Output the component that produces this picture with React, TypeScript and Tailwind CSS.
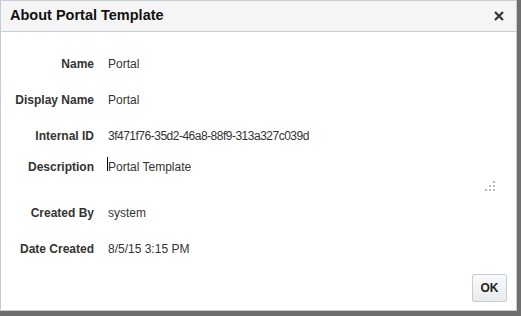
import React from "react"

const ROWS = [
  { label: "Name", value: "Portal" },
  { label: "Display Name", value: "Portal" },
  { label: "Internal ID", value: "3f471f76-35d2-46a8-88f9-313a327c039d", tight: true },
]

function Row({ label, tight, children }: { label: string; tight?: boolean; children: React.ReactNode }) {
  return (
    <div className="flex h-9 items-center">
      <div className="w-[93px] shrink-0 text-right font-bold text-[#333]">{label}</div>
      <div className={`ml-[14px] text-[#333] ${tight ? "tracking-[-0.5px]" : ""}`}>{children}</div>
    </div>
  )
}

function Grip() {
  return (
    <svg width="12" height="10" viewBox="0 0 12 10" className="absolute right-[20px] bottom-[4px]">
      {[
        [9, 0],
        [5, 4],
        [9, 4],
        [1, 8],
        [5, 8],
        [9, 8],
      ].map(([x, y]) => (
        <rect key={`${x}-${y}`} x={x} y={y} width="2" height="2" fill="#b9b9b9" />
      ))}
    </svg>
  )
}

export default function App() {
  return (
    <div className="h-[316px] w-[521px] bg-[#6e6e6e] font-['Liberation_Sans',Arial,sans-serif] text-[12px]">
      <div className="flex h-[311px] w-[517px] flex-col border border-[#c4ced7] bg-white">
        {/* Header */}
        <div className="flex h-[31px] shrink-0 items-center justify-between border-b border-[#c4ced7] bg-[#f5f5f5] pl-[9px] pr-[12px]">
          <span className="text-[14.5px] font-bold text-[#111]">About Portal Template</span>
          <svg width="10" height="10" viewBox="0 0 10 10">
            <path d="M1 1 L9 9 M9 1 L1 9" stroke="#333" strokeWidth="2.2" />
          </svg>
        </div>

        {/* Body */}
        <div className="flex-1 pt-[14px]">
          {ROWS.map((r) => (
            <Row key={r.label} label={r.label} tight={r.tight}>
              {r.value}
            </Row>
          ))}

          <div className="relative flex h-[41px]">
            <div className="w-[93px] shrink-0 pt-[4px] text-right font-bold text-[#333]">Description</div>
            <div className="ml-[13px] flex items-start pt-[4px] text-[#333]">
              <span className="mt-[-1px] h-[14px] w-px bg-black" />
              Portal Template
            </div>
            <Grip />
          </div>

          <Row label="Created By">system</Row>
          <Row label="Date Created">8/5/15 3:15 PM</Row>
        </div>

        {/* Footer */}
        <div className="flex justify-end pb-[8px] pr-[9px]">
          <button className="h-[28px] w-[35px] rounded-[2px] border border-[#c4ced7] bg-gradient-to-b from-[#f8f9fa] to-[#e8ecef] text-[12px] font-bold text-[#222]">
            OK
          </button>
        </div>
      </div>
    </div>
  )
}
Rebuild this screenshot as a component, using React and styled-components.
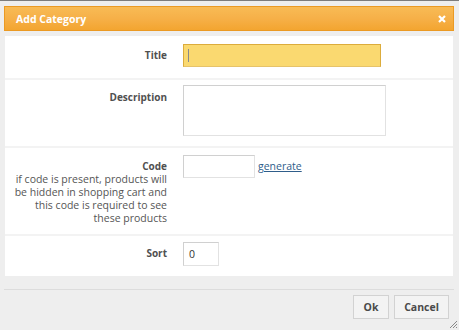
import React from 'react';
import styled, { createGlobalStyle } from 'styled-components';

const GlobalStyle = createGlobalStyle`
  html, body {
    margin: 0;
    padding: 0;
    background: #eeeeee;
    font-family: "Open Sans", "Noto Sans", sans-serif;
  }
`;

const Page = styled.div`
  width: 459px;
  height: 330px;
  box-sizing: border-box;
  border-top: 1px solid #7d7d7d;
  background: #eeeeee;
  position: relative;
  overflow: hidden;
`;

const Header = styled.div`
  margin: 5px 5px 0 4px;
  height: 25px;
  box-sizing: border-box;
  border: 1px solid #eb9a23;
  background: linear-gradient(to bottom, #f8bb55 0%, #f6b048 50%, #f3a530 100%);
  display: flex;
  align-items: center;
  justify-content: space-between;
  padding: 0 7px 0 11px;
`;

const HeaderTitle = styled.span`
  color: #ffffff;
  font-size: 10.5px;
  font-weight: 700;
`;

const CloseIcon = styled.svg`
  width: 8px;
  height: 8px;
  display: block;
`;

const Panel = styled.div`
  margin: 5px 6px 0 5px;
  background: #ffffff;
`;

const Row = styled.div`
  display: grid;
  grid-template-columns: 162px 1fr;
  column-gap: 16px;
  padding: ${({ $top }) => $top}px 0 ${({ $bottom }) => $bottom}px;
  border-bottom: ${({ $last }) => ($last ? 'none' : '2px solid #f3f3f3')};
`;

const LabelCell = styled.div`
  text-align: right;
  color: #555555;
  font-size: 10.5px;
  line-height: 13px;
  padding-top: ${({ $offset }) => $offset || 0}px;
`;

const LabelText = styled.div`
  font-weight: 700;
  font-size: 10px;
  color: #505050;
`;

const FieldCell = styled.div`
  display: flex;
  align-items: flex-start;
  gap: 3px;
`;

const Input = styled.div`
  box-sizing: border-box;
  width: ${({ $w }) => $w}px;
  height: ${({ $h }) => $h}px;
  border: 1px solid ${({ $active }) => ($active ? '#dcac3c' : '#d0d0d0')};
  border-right-color: ${({ $active }) => ($active ? '#dcac3c' : '#e2e2e2')};
  border-bottom-color: ${({ $active }) => ($active ? '#e6c36a' : '#e2e2e2')};
  background: ${({ $active }) => ($active ? '#fad970' : '#ffffff')};
  font-size: 10.5px;
  color: #333333;
  display: flex;
  align-items: center;
  padding-left: 5px;
`;

const Caret = styled.span`
  width: 1px;
  height: 13px;
  background: #8a8a8a;
  margin-left: -1px;
`;

const Link = styled.a`
  color: #2f5d8a;
  font-size: 10.5px;
  text-decoration: underline;
  margin-top: 4px;
  cursor: pointer;
`;

const Footer = styled.div`
  margin: 13px 5px 0 4px;
  border-top: 1px solid #dcdcdc;
  display: flex;
  justify-content: flex-end;
  gap: 5px;
  padding: 5px 5px 0 0;
`;

const Button = styled.button`
  box-sizing: border-box;
  width: ${({ $w }) => $w}px;
  height: 24px;
  padding: 0;
  border: 1px solid #d2d2d2;
  background: #f3f3f3;
  color: #4a4a4a;
  font-family: "Open Sans", "Noto Sans", sans-serif;
  font-size: 10.5px;
  font-weight: 700;
  cursor: pointer;
`;

const Grip = styled.svg`
  position: absolute;
  right: 1px;
  bottom: 1px;
  width: 9px;
  height: 9px;
`;

export default function App() {
  return (
    <Page>
      <GlobalStyle />
      <Header>
        <HeaderTitle>Add Category</HeaderTitle>
        <CloseIcon viewBox="0 0 8 8">
          <path d="M1 1 L7 7 M7 1 L1 7" stroke="#ffffff" strokeWidth="2.2" />
        </CloseIcon>
      </Header>
      <Panel>
        <Row $top={8} $bottom={11}>
          <LabelCell $offset={5}>
            <LabelText>Title</LabelText>
          </LabelCell>
          <FieldCell>
            <Input $w={198} $h={23} $active>
              <Caret />
            </Input>
          </FieldCell>
        </Row>
        <Row $top={5} $bottom={10}>
          <LabelCell $offset={6}>
            <LabelText>Description</LabelText>
          </LabelCell>
          <FieldCell>
            <Input $w={203} $h={51} />
          </FieldCell>
        </Row>
        <Row $top={7} $bottom={9}>
          <LabelCell $offset={5}>
            <LabelText>Code</LabelText>
            <div>
              if code is present, products will
              <br />
              be hidden in shopping cart and
              <br />
              this code is required to see
              <br />
              these products
            </div>
          </LabelCell>
          <FieldCell>
            <Input $w={72} $h={23} />
            <Link>generate</Link>
          </FieldCell>
        </Row>
        <Row $top={6} $bottom={10} $last>
          <LabelCell $offset={5}>
            <LabelText>Sort</LabelText>
          </LabelCell>
          <FieldCell>
            <Input $w={36} $h={24}>0</Input>
          </FieldCell>
        </Row>
      </Panel>
      <Footer>
        <Button $w={36}>Ok</Button>
        <Button $w={55}>Cancel</Button>
      </Footer>
      <Grip viewBox="0 0 9 9">
        <path d="M8 1 L1 8 M8 4 L4 8 M8 7 L7 8" stroke="#8a8a8a" strokeWidth="1" />
      </Grip>
    </Page>
  );
}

___

◆ **TO DO**
Transcribe every entry above exactly. Omit all pictures.

◆ **REPLY**
Output the component that produces this picture with React, TypeScript and Tailwind CSS.
import React from "react"

const ROWS = [
  { label: "Name", value: "Portal" },
  { label: "Display Name", value: "Portal" },
  { label: "Internal ID", value: "3f471f76-35d2-46a8-88f9-313a327c039d", tight: true },
]

function Row({ label, tight, children }: { label: string; tight?: boolean; children: React.ReactNode }) {
  return (
    <div className="flex h-9 items-center">
      <div className="w-[93px] shrink-0 text-right font-bold text-[#333]">{label}</div>
      <div className={`ml-[14px] text-[#333] ${tight ? "tracking-[-0.5px]" : ""}`}>{children}</div>
    </div>
  )
}

function Grip() {
  return (
    <svg width="12" height="10" viewBox="0 0 12 10" className="absolute right-[20px] bottom-[4px]">
      {[
        [9, 0],
        [5, 4],
        [9, 4],
        [1, 8],
        [5, 8],
        [9, 8],
      ].map(([x, y]) => (
        <rect key={`${x}-${y}`} x={x} y={y} width="2" height="2" fill="#b9b9b9" />
      ))}
    </svg>
  )
}

export default function App() {
  return (
    <div className="h-[316px] w-[521px] bg-[#6e6e6e] font-['Liberation_Sans',Arial,sans-serif] text-[12px]">
      <div className="flex h-[311px] w-[517px] flex-col border border-[#c4ced7] bg-white">
        {/* Header */}
        <div className="flex h-[31px] shrink-0 items-center justify-between border-b border-[#c4ced7] bg-[#f5f5f5] pl-[9px] pr-[12px]">
          <span className="text-[14.5px] font-bold text-[#111]">About Portal Template</span>
          <svg width="10" height="10" viewBox="0 0 10 10">
            <path d="M1 1 L9 9 M9 1 L1 9" stroke="#333" strokeWidth="2.2" />
          </svg>
        </div>

        {/* Body */}
        <div className="flex-1 pt-[14px]">
          {ROWS.map((r) => (
            <Row key={r.label} label={r.label} tight={r.tight}>
              {r.value}
            </Row>
          ))}

          <div className="relative flex h-[41px]">
            <div className="w-[93px] shrink-0 pt-[4px] text-right font-bold text-[#333]">Description</div>
            <div className="ml-[13px] flex items-start pt-[4px] text-[#333]">
              <span className="mt-[-1px] h-[14px] w-px bg-black" />
              Portal Template
            </div>
            <Grip />
          </div>

          <Row label="Created By">system</Row>
          <Row label="Date Created">8/5/15 3:15 PM</Row>
        </div>

        {/* Footer */}
        <div className="flex justify-end pb-[8px] pr-[9px]">
          <button className="h-[28px] w-[35px] rounded-[2px] border border-[#c4ced7] bg-gradient-to-b from-[#f8f9fa] to-[#e8ecef] text-[12px] font-bold text-[#222]">
            OK
          </button>
        </div>
      </div>
    </div>
  )
}
Rebuild this screenshot as a component, using React and styled-components.
import React from 'react';
import styled, { createGlobalStyle } from 'styled-components';

const GlobalStyle = createGlobalStyle`
  html, body {
    margin: 0;
    padding: 0;
    background: #eeeeee;
    font-family: "Open Sans", "Noto Sans", sans-serif;
  }
`;

const Page = styled.div`
  width: 459px;
  height: 330px;
  box-sizing: border-box;
  border-top: 1px solid #7d7d7d;
  background: #eeeeee;
  position: relative;
  overflow: hidden;
`;

const Header = styled.div`
  margin: 5px 5px 0 4px;
  height: 25px;
  box-sizing: border-box;
  border: 1px solid #eb9a23;
  background: linear-gradient(to bottom, #f8bb55 0%, #f6b048 50%, #f3a530 100%);
  display: flex;
  align-items: center;
  justify-content: space-between;
  padding: 0 7px 0 11px;
`;

const HeaderTitle = styled.span`
  color: #ffffff;
  font-size: 10.5px;
  font-weight: 700;
`;

const CloseIcon = styled.svg`
  width: 8px;
  height: 8px;
  display: block;
`;

const Panel = styled.div`
  margin: 5px 6px 0 5px;
  background: #ffffff;
`;

const Row = styled.div`
  display: grid;
  grid-template-columns: 162px 1fr;
  column-gap: 16px;
  padding: ${({ $top }) => $top}px 0 ${({ $bottom }) => $bottom}px;
  border-bottom: ${({ $last }) => ($last ? 'none' : '2px solid #f3f3f3')};
`;

const LabelCell = styled.div`
  text-align: right;
  color: #555555;
  font-size: 10.5px;
  line-height: 13px;
  padding-top: ${({ $offset }) => $offset || 0}px;
`;

const LabelText = styled.div`
  font-weight: 700;
  font-size: 10px;
  color: #505050;
`;

const FieldCell = styled.div`
  display: flex;
  align-items: flex-start;
  gap: 3px;
`;

const Input = styled.div`
  box-sizing: border-box;
  width: ${({ $w }) => $w}px;
  height: ${({ $h }) => $h}px;
  border: 1px solid ${({ $active }) => ($active ? '#dcac3c' : '#d0d0d0')};
  border-right-color: ${({ $active }) => ($active ? '#dcac3c' : '#e2e2e2')};
  border-bottom-color: ${({ $active }) => ($active ? '#e6c36a' : '#e2e2e2')};
  background: ${({ $active }) => ($active ? '#fad970' : '#ffffff')};
  font-size: 10.5px;
  color: #333333;
  display: flex;
  align-items: center;
  padding-left: 5px;
`;

const Caret = styled.span`
  width: 1px;
  height: 13px;
  background: #8a8a8a;
  margin-left: -1px;
`;

const Link = styled.a`
  color: #2f5d8a;
  font-size: 10.5px;
  text-decoration: underline;
  margin-top: 4px;
  cursor: pointer;
`;

const Footer = styled.div`
  margin: 13px 5px 0 4px;
  border-top: 1px solid #dcdcdc;
  display: flex;
  justify-content: flex-end;
  gap: 5px;
  padding: 5px 5px 0 0;
`;

const Button = styled.button`
  box-sizing: border-box;
  width: ${({ $w }) => $w}px;
  height: 24px;
  padding: 0;
  border: 1px solid #d2d2d2;
  background: #f3f3f3;
  color: #4a4a4a;
  font-family: "Open Sans", "Noto Sans", sans-serif;
  font-size: 10.5px;
  font-weight: 700;
  cursor: pointer;
`;

const Grip = styled.svg`
  position: absolute;
  right: 1px;
  bottom: 1px;
  width: 9px;
  height: 9px;
`;

export default function App() {
  return (
    <Page>
      <GlobalStyle />
      <Header>
        <HeaderTitle>Add Category</HeaderTitle>
        <CloseIcon viewBox="0 0 8 8">
          <path d="M1 1 L7 7 M7 1 L1 7" stroke="#ffffff" strokeWidth="2.2" />
        </CloseIcon>
      </Header>
      <Panel>
        <Row $top={8} $bottom={11}>
          <LabelCell $offset={5}>
            <LabelText>Title</LabelText>
          </LabelCell>
          <FieldCell>
            <Input $w={198} $h={23} $active>
              <Caret />
            </Input>
          </FieldCell>
        </Row>
        <Row $top={5} $bottom={10}>
          <LabelCell $offset={6}>
            <LabelText>Description</LabelText>
          </LabelCell>
          <FieldCell>
            <Input $w={203} $h={51} />
          </FieldCell>
        </Row>
        <Row $top={7} $bottom={9}>
          <LabelCell $offset={5}>
            <LabelText>Code</LabelText>
            <div>
              if code is present, products will
              <br />
              be hidden in shopping cart and
              <br />
              this code is required to see
              <br />
              these products
            </div>
          </LabelCell>
          <FieldCell>
            <Input $w={72} $h={23} />
            <Link>generate</Link>
          </FieldCell>
        </Row>
        <Row $top={6} $bottom={10} $last>
          <LabelCell $offset={5}>
            <LabelText>Sort</LabelText>
          </LabelCell>
          <FieldCell>
            <Input $w={36} $h={24}>0</Input>
          </FieldCell>
        </Row>
      </Panel>
      <Footer>
        <Button $w={36}>Ok</Button>
        <Button $w={55}>Cancel</Button>
      </Footer>
      <Grip viewBox="0 0 9 9">
        <path d="M8 1 L1 8 M8 4 L4 8 M8 7 L7 8" stroke="#8a8a8a" strokeWidth="1" />
      </Grip>
    </Page>
  );
}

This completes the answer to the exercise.